# [Task objective]
Say how many lines contain "with"; the answer is the number alone.

Web page code records
↓↓↓

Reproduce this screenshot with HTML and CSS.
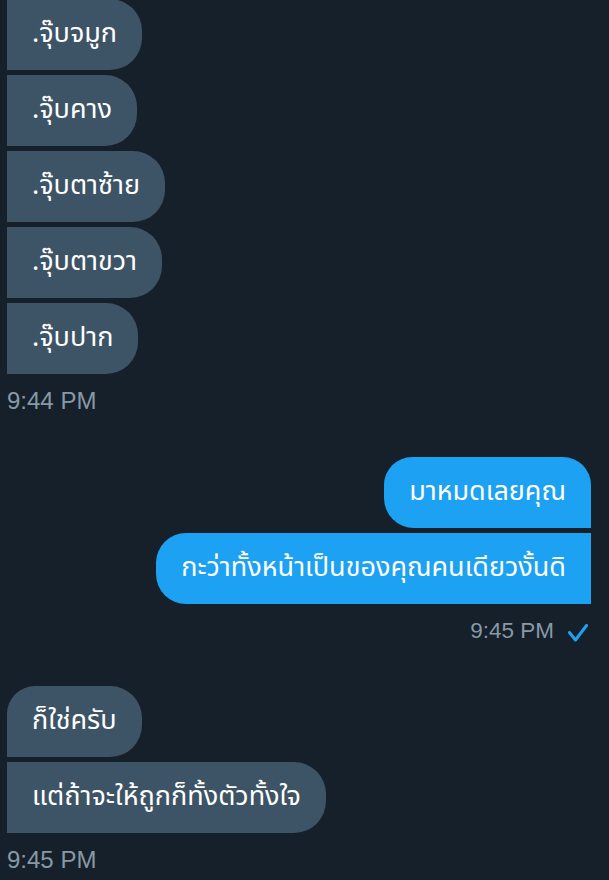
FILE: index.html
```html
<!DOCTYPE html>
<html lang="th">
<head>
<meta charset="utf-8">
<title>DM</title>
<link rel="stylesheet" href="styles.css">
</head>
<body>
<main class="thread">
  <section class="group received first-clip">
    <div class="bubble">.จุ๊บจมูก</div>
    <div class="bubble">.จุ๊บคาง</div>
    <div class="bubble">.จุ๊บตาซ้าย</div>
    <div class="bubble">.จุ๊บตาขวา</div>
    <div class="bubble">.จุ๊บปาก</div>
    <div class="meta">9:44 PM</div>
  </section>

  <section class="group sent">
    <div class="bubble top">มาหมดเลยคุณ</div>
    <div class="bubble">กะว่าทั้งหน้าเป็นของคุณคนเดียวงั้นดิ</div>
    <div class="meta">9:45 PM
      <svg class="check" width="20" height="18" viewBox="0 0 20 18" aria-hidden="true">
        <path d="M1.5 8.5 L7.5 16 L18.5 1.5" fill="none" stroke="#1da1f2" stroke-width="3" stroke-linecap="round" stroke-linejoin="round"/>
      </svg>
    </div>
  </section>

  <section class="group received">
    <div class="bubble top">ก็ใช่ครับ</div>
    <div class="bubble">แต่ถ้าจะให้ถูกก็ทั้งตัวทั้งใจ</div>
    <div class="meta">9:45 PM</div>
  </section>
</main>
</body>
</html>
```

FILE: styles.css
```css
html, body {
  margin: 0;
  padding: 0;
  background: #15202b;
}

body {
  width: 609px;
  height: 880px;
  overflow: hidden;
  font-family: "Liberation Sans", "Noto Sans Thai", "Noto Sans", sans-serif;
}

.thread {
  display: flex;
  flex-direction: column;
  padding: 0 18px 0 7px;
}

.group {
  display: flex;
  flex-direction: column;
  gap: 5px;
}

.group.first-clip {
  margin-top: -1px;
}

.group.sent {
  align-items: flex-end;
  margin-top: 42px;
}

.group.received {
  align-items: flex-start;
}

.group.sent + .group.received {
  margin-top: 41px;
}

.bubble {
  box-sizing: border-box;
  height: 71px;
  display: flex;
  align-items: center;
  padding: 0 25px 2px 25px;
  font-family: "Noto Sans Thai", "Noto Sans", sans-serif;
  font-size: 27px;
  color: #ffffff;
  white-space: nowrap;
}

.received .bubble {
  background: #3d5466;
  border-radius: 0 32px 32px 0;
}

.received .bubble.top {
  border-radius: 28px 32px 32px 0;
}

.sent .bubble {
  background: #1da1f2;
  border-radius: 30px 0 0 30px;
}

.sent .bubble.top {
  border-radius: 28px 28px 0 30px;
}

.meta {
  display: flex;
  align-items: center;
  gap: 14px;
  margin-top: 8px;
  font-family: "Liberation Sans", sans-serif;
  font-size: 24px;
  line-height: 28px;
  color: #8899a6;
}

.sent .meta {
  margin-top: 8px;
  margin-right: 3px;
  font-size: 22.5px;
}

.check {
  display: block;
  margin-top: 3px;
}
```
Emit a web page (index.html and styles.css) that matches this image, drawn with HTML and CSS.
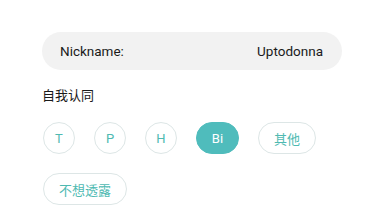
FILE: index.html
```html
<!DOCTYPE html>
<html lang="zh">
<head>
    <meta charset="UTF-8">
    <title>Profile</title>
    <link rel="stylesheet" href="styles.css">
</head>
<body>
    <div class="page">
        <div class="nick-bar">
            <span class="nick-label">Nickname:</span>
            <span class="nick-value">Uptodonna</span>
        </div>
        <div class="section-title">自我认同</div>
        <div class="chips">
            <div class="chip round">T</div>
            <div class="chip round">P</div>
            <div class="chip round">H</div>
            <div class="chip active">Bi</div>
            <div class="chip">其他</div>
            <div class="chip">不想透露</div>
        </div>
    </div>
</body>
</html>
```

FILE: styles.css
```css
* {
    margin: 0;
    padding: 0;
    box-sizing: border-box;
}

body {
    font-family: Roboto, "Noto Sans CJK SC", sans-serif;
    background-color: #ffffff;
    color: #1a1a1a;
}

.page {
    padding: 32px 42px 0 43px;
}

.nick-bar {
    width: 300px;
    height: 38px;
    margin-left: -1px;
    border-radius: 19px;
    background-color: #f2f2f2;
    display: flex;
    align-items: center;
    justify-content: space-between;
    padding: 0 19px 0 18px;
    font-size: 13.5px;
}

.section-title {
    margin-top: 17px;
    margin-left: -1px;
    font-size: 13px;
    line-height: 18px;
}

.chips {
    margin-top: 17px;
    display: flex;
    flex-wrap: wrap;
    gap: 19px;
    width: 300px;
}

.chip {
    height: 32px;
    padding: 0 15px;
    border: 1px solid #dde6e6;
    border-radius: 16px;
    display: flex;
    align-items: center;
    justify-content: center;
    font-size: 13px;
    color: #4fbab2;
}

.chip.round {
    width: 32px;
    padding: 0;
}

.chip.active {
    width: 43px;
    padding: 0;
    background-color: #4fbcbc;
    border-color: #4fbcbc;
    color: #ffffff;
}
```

↑↑↑

# [Answer]
2